Firman juga berpendapat bahwa sebuah kritik sudah seharusnya dipahami sebagai bentuk partisipasi publik. Kritik bukanlah ancaman yang harus ditanggapi dengan sindiran dan pernyataan defensif. Jika bentuk komunikasi seperti itu terus dinormalisasi, hal itu berpotensi mengikis kepercayaan masyarakat terhadap institusi negara.

Di sisi lain, saat cara komunikasi pejabat yang kasar menjadi tren, media menghadapi dilema besar dalam melaporkan pernyataan tersebut. Media dihadapkan dua pilihan, antara menuliskan pernyataan apa adanya atau memoles untuk menghindari kesalahpahaman.

Pengamat jurnalistik dan media di Universitas Multimedia Nusantara, Rossalyn Asmarantika menilai bahwa media sering kali memilih jalur yang lebih sensasional dalam memberitakan pernyataan pejabat.
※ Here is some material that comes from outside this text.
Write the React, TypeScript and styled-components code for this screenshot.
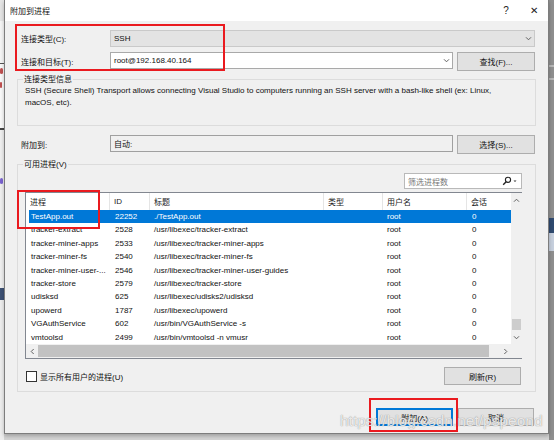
import React from "react";
import styled, { createGlobalStyle } from "styled-components";

const GlobalStyle = createGlobalStyle`
  html, body {
    margin: 0;
    padding: 0;
  }
  body {
    width: 554px;
    height: 440px;
    overflow: hidden;
    background: #d4d4d4;
    font-family: "Liberation Sans", "Noto Sans CJK SC", sans-serif;
    font-size: 8px;
    color: #000;
  }
`;

const Screen = styled.div`
  display: flex;
  width: 554px;
  height: 440px;
  overflow: hidden;
`;

/* slivers of the IDE visible behind the dialog */
const Backdrop = styled.div<{ $w: number; $bg: string }>`
  display: flex;
  flex-direction: column;
  width: ${(p) => p.$w}px;
  flex: none;
  background: ${(p) => p.$bg};
  overflow: hidden;
`;

const Band = styled.div<{ $h: number; $bg: string }>`
  display: flex;
  align-items: center;
  height: ${(p) => p.$h}px;
  flex: none;
  background: ${(p) => p.$bg};
`;

const Fragment = styled.div<{ $color: string; $w: number }>`
  width: ${(p) => p.$w}px;
  height: 6px;
  border-radius: 2px;
  background: ${(p) => p.$color};
`;

const Center = styled.div`
  display: flex;
  flex-direction: column;
  width: 545px;
  flex: none;
`;

const Window = styled.div`
  position: relative;
  display: flex;
  flex-direction: column;
  height: 434px;
  box-sizing: border-box;
  border: 1px solid #7d7d7d;
  border-top: none;
  background: #f0f0f0;
  box-shadow: 0 2px 4px rgba(0, 0, 0, 0.25);
`;

const TitleBar = styled.div`
  display: flex;
  align-items: center;
  height: 21px;
  flex: none;
  padding-left: 5px;
  background: #fff;
`;

const Title = styled.div`
  flex: 1;
  font-size: 8px;
  color: #111;
`;

const CaptionButton = styled.div`
  width: 28px;
  height: 21px;
  display: flex;
  align-items: center;
  justify-content: center;
  color: #222;
  font-size: 10px;
`;

const Body = styled.div`
  display: flex;
  flex-direction: column;
  flex: 1;
  padding: 0 12px;
`;

const FormGrid = styled.div<{ $mt: number }>`
  position: relative;
  display: grid;
  grid-template-columns: 89px 343px 78px;
  column-gap: 4px;
  row-gap: 5px;
  margin-top: ${(p) => p.$mt}px;
`;

const Label = styled.div`
  padding-left: 4px;
  align-self: center;
  color: #111;
`;

const Field = styled.div<{ $bg: string; $border: string; $span?: boolean; $top?: boolean }>`
  display: flex;
  align-items: ${(p) => (p.$top ? "flex-start" : "center")};
  height: 17px;
  box-sizing: border-box;
  padding: ${(p) => (p.$top ? "2px 2px 0 3px" : "0 2px 0 3px")};
  background: ${(p) => p.$bg};
  border: 1px solid ${(p) => p.$border};
  grid-column: ${(p) => (p.$span ? "2 / 4" : "auto")};
  align-self: start;
`;

const FieldText = styled.span`
  flex: 1;
  color: #111;
`;

const Button = styled.div<{ $w?: number; $h?: number; $default?: boolean }>`
  display: flex;
  align-items: center;
  justify-content: center;
  width: ${(p) => (p.$w ? `${p.$w}px` : "auto")};
  height: ${(p) => p.$h || 19}px;
  box-sizing: border-box;
  background: #e1e1e1;
  border: 1px solid ${(p) => (p.$default ? "#0078d7" : "#adadad")};
  box-shadow: ${(p) => (p.$default ? "inset 0 0 0 1px #0078d7" : "none")};
  color: #111;
`;

const Marked = styled.div`
  position: relative;
`;

const Highlight = styled.div<{ $l: number; $t: number; $w: number; $h: number }>`
  position: absolute;
  left: ${(p) => p.$l}px;
  top: ${(p) => p.$t}px;
  width: ${(p) => p.$w}px;
  height: ${(p) => p.$h}px;
  box-sizing: border-box;
  border: 2px solid #ea1a1f;
  pointer-events: none;
`;

const Group = styled.div<{ $mt: number; $h?: number }>`
  margin-top: ${(p) => p.$mt}px;
  border: 1px solid #dcdcdc;
  height: ${(p) => (p.$h ? `${p.$h}px` : "auto")};
  box-sizing: border-box;
`;

const Legend = styled.div`
  margin: -6px 0 0 5px;
  width: fit-content;
  padding: 0 1px;
  line-height: 11px;
  background: #f0f0f0;
  color: #111;
`;

const InfoText = styled.div`
  padding: 0 7px;
  line-height: 12px;
  color: #111;
  white-space: nowrap;
`;

const ProcBody = styled.div`
  display: flex;
  flex-direction: column;
  padding: 0 13px 6px 7px;
`;

const Filter = styled.div`
  align-self: flex-end;
  display: flex;
  align-items: center;
  width: 118px;
  height: 16px;
  margin-top: 3px;
  box-sizing: border-box;
  padding: 0 3px 0 3px;
  background: #fff;
  border: 1px solid #b9b9b9;
`;

const Placeholder = styled.span`
  flex: 1;
  color: #777;
`;

const ListWrap = styled(Marked)`
  margin-top: 3px;
`;

const ListBox = styled.div`
  display: grid;
  grid-template-columns: 485px 11px;
  grid-template-rows: 151px 14px;
  border: 1px solid #828790;
  background: #fff;
`;

const ListContent = styled.div`
  overflow: hidden;
`;

const HeaderRow = styled.div`
  display: grid;
  grid-template-columns: 84px 40px 174px 59px 84px 1fr;
  height: 17px;
`;

const HeaderCell = styled.div`
  display: flex;
  align-items: center;
  padding-left: 4px;
  border-right: 1px solid #e5e5e5;
  color: #1a1a1a;
  &:last-child {
    border-right: none;
  }
`;

const Row = styled.div<{ $selected?: boolean }>`
  display: grid;
  grid-template-columns: 81px 40px 174px 59px 84px 1fr;
  margin-left: 3px;
  height: 13.4px;
  line-height: 13.4px;
  background: ${(p) => (p.$selected ? "#0078d7" : "transparent")};
  color: ${(p) => (p.$selected ? "#fff" : "#111")};
`;

const Cell = styled.div<{ $pl: number }>`
  padding-left: ${(p) => p.$pl}px;
  white-space: nowrap;
  overflow: hidden;
`;

const VScroll = styled.div`
  display: flex;
  flex-direction: column;
  background: #f0f0f0;
`;

const HScroll = styled.div`
  display: flex;
  background: #f0f0f0;
`;

const ArrowBox = styled.div<{ $w: number; $h: number }>`
  display: flex;
  align-items: center;
  justify-content: center;
  width: ${(p) => p.$w}px;
  height: ${(p) => p.$h}px;
  flex: none;
`;

const VTrack = styled.div`
  flex: 1;
  display: flex;
  flex-direction: column;
  justify-content: flex-end;
  align-items: center;
`;

const VThumb = styled.div`
  width: 9px;
  height: 11px;
  margin-bottom: 1px;
  background: #cdcdcd;
`;

const HTrack = styled.div`
  flex: 1;
  display: flex;
  align-items: center;
`;

const HThumb = styled.div`
  width: 451px;
  height: 12px;
  background: #c2c2c2;
`;

const Corner = styled.div`
  background: #f0f0f0;
`;

const FooterRow = styled.div`
  display: flex;
  align-items: center;
  justify-content: space-between;
  margin-top: 8px;
`;

const CheckLabel = styled.label`
  display: flex;
  align-items: center;
  gap: 3px;
  margin-left: 1px;
  color: #111;
`;

const CheckBox = styled.span`
  width: 11px;
  height: 11px;
  box-sizing: border-box;
  border: 1px solid #333;
  background: #fff;
`;

const DialogButtons = styled.div`
  display: flex;
  justify-content: flex-end;
  gap: 5px;
  margin: 16px 2px 0 0;
`;

const Watermark = styled.div`
  position: absolute;
  left: 335px;
  top: 412px;
  font-size: 15.5px;
  line-height: 18px;
  color: rgba(255, 255, 255, 0.8);
  text-shadow: 0 0 1px rgba(120, 120, 120, 0.55), 0 0 1px rgba(120, 120, 120, 0.55);
  white-space: nowrap;
  pointer-events: none;
`;

const Chevron = ({ dir = "down" }: { dir?: "down" | "up" | "left" | "right" }) => {
  const rot = { down: 0, up: 180, left: 90, right: -90 }[dir];
  return (
    <svg width="7" height="7" viewBox="0 0 7 7" style={{ transform: `rotate(${rot}deg)` }}>
      <path d="M1 2.3 L3.5 4.8 L6 2.3" fill="none" stroke="#606060" strokeWidth="1" />
    </svg>
  );
};

const SearchIcon = () => (
  <svg width="10" height="10" viewBox="0 0 10 10">
    <circle cx="6" cy="3.8" r="2.6" fill="none" stroke="#222" strokeWidth="1.1" />
    <path d="M4.2 5.7 L1.2 8.8" stroke="#222" strokeWidth="1.4" />
  </svg>
);

const DropTri = () => (
  <svg width="6" height="6" viewBox="0 0 6 6">
    <path d="M1.5 2.5 L4.5 2.5 L3 4 Z" fill="#333" />
  </svg>
);

const processes = [
  ["TestApp.out", "22252", "./TestApp.out"],
  ["tracker-extract", "2528", "/usr/libexec/tracker-extract"],
  ["tracker-miner-apps", "2533", "/usr/libexec/tracker-miner-apps"],
  ["tracker-miner-fs", "2540", "/usr/libexec/tracker-miner-fs"],
  ["tracker-miner-user-...", "2546", "/usr/libexec/tracker-miner-user-guides"],
  ["tracker-store", "2579", "/usr/libexec/tracker-store"],
  ["udisksd", "625", "/usr/libexec/udisks2/udisksd"],
  ["upowerd", "1787", "/usr/libexec/upowerd"],
  ["VGAuthService", "602", "/usr/bin/VGAuthService -s"],
  ["vmtoolsd", "2499", "/usr/bin/vmtoolsd -n vmusr"],
];

const headers = ["进程", "ID", "标题", "类型", "用户名", "会话"];

export default function App() {
  return (
    <>
      <GlobalStyle />
      <Screen>
        <Backdrop $w={4} $bg="#f3f3f3">
          <Band $h={21} $bg="#e6e6e6" />
          <Band $h={42} $bg="#f6f6f6" />
          <Band $h={1} $bg="#555" />
          <Band $h={14} $bg="#fafafa">
            <Fragment $color="#c05050" $w={3} />
          </Band>
          <Band $h={14} $bg="#fafafa">
            <Fragment $color="#c05050" $w={2} />
          </Band>
          <Band $h={36} $bg="#fafafa" />
          <Band $h={2} $bg="#444" />
          <Band $h={44} $bg="#f0f0f0" />
          <Band $h={14} $bg="#f0f0f0">
            <Fragment $color="#7b63d0" $w={3} />
          </Band>
          <Band $h={100} $bg="#f0f0f0" />
          <Band $h={12} $bg="#3d5174" />
          <Band $h={150} $bg="#eeeeee" />
        </Backdrop>
        <Center>
          <Window>
            <TitleBar>
              <Title>附加到进程</Title>
              <CaptionButton>?</CaptionButton>
              <CaptionButton>✕</CaptionButton>
            </TitleBar>
            <Body>
              <FormGrid $mt={9}>
                <Label>连接类型(C):</Label>
                <Field $bg="#e3e3e3" $border="#c9c9c9" $span>
                  <FieldText>SSH</FieldText>
                  <Chevron />
                </Field>
                <Label>连接和目标(T):</Label>
                <Field $bg="#fff" $border="#a9a9a9">
                  <FieldText>root@192.168.40.164</FieldText>
                  <Chevron />
                </Field>
                <Button>查找(F)...</Button>
                <Highlight $l={-2} $t={-6} $w={210} $h={47} />
              </FormGrid>

              <Group $mt={8} $h={47}>
                <Legend>连接类型信息</Legend>
                <InfoText>
                  SSH (Secure Shell) Transport allows connecting Visual Studio to computers running an SSH
                  server with a bash-like shell (ex: Linux,
                  <br />
                  macOS, etc).
                </InfoText>
              </Group>

              <FormGrid $mt={9}>
                <Label>附加到:</Label>
                <Field $bg="#f0f0f0" $border="#a0a0a0" $top>
                  <FieldText>自动:</FieldText>
                </Field>
                <Button>选择(S)...</Button>
              </FormGrid>

              <Group $mt={10}>
                <Legend>可用进程(V)</Legend>
                <ProcBody>
                  <Filter>
                    <Placeholder>筛选进程数</Placeholder>
                    <SearchIcon />
                    <DropTri />
                  </Filter>
                  <ListWrap>
                    <ListBox>
                      <ListContent>
                        <HeaderRow>
                          {headers.map((h) => (
                            <HeaderCell key={h}>{h}</HeaderCell>
                          ))}
                        </HeaderRow>
                        {processes.map(([name, id, title], i) => (
                          <Row key={name} $selected={i === 0}>
                            <Cell $pl={2}>{name}</Cell>
                            <Cell $pl={5}>{id}</Cell>
                            <Cell $pl={4}>{title}</Cell>
                            <Cell $pl={4} />
                            <Cell $pl={4}>root</Cell>
                            <Cell $pl={5}>0</Cell>
                          </Row>
                        ))}
                      </ListContent>
                      <VScroll>
                        <ArrowBox $w={11} $h={14}>
                          <Chevron dir="up" />
                        </ArrowBox>
                        <VTrack>
                          <VThumb />
                        </VTrack>
                        <ArrowBox $w={11} $h={13}>
                          <Chevron />
                        </ArrowBox>
                      </VScroll>
                      <HScroll>
                        <ArrowBox $w={12} $h={14}>
                          <Chevron dir="left" />
                        </ArrowBox>
                        <HTrack>
                          <HThumb />
                        </HTrack>
                        <ArrowBox $w={12} $h={14}>
                          <Chevron dir="right" />
                        </ArrowBox>
                      </HScroll>
                      <Corner />
                    </ListBox>
                    <Highlight $l={-8} $t={-2} $w={83} $h={39} />
                  </ListWrap>
                  <FooterRow>
                    <CheckLabel>
                      <CheckBox />
                      显示所有用户的进程(U)
                    </CheckLabel>
                    <Button $w={77} $h={18} style={{ marginRight: 1 }}>
                      刷新(R)
                    </Button>
                  </FooterRow>
                </ProcBody>
              </Group>

              <DialogButtons>
                <Marked>
                  <Button $w={77} $h={18} $default>
                    附加(A)
                  </Button>
                  <Highlight $l={-7} $t={-10} $w={89} $h={34} />
                </Marked>
                <Button $w={76} $h={18}>
                  取消
                </Button>
              </DialogButtons>
            </Body>
            <Watermark>https://blog.csdn.net/pspeond</Watermark>
          </Window>
        </Center>
        <Backdrop $w={5} $bg="#8f8f8f">
          <Band $h={65} $bg="#8f8f8f" />
          <Band $h={2} $bg="#b8b8b8" />
          <Band $h={11} $bg="#8f8f8f" />
          <Band $h={2} $bg="#b8b8b8" />
          <Band $h={138} $bg="#8f8f8f" />
          <Band $h={15} $bg="#2f4a70" />
          <Band $h={18} $bg="#c7d0de" />
          <Band $h={189} $bg="#8f8f8f" />
        </Backdrop>
      </Screen>
    </>
  );
}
“Seperti cuplikan, misalnya ada menteri, atau presiden, mengeluarkan diksi tertentu yang kontroversial, atau yang bikin kita tercengang, yang mungkin tidak sepantasnya dikatakan. Nah, itu dilempar begitu saja sama medianya. Mungkin yang perlu dilakukan adalah put the context,” papar Rossalyn.

Tren pernyataan pejabat yang semakin berkembang di masyarakat ini berpotensi buruk bagi pemerintah sendiri. Di sana lah pesan juru bicara harus dihadirkan agar pesan pemerintah dapat tersampaikan dengan lebih baik dan beretika.

“Kan sudah menunjuk juru bicara, sudah memilih orang-orang yang bisa berbicara dengan masyarakat yang beragam. Menurut saya, gunakanlah itu untuk membangkitkan partisipasi publik,” pungkas Firman.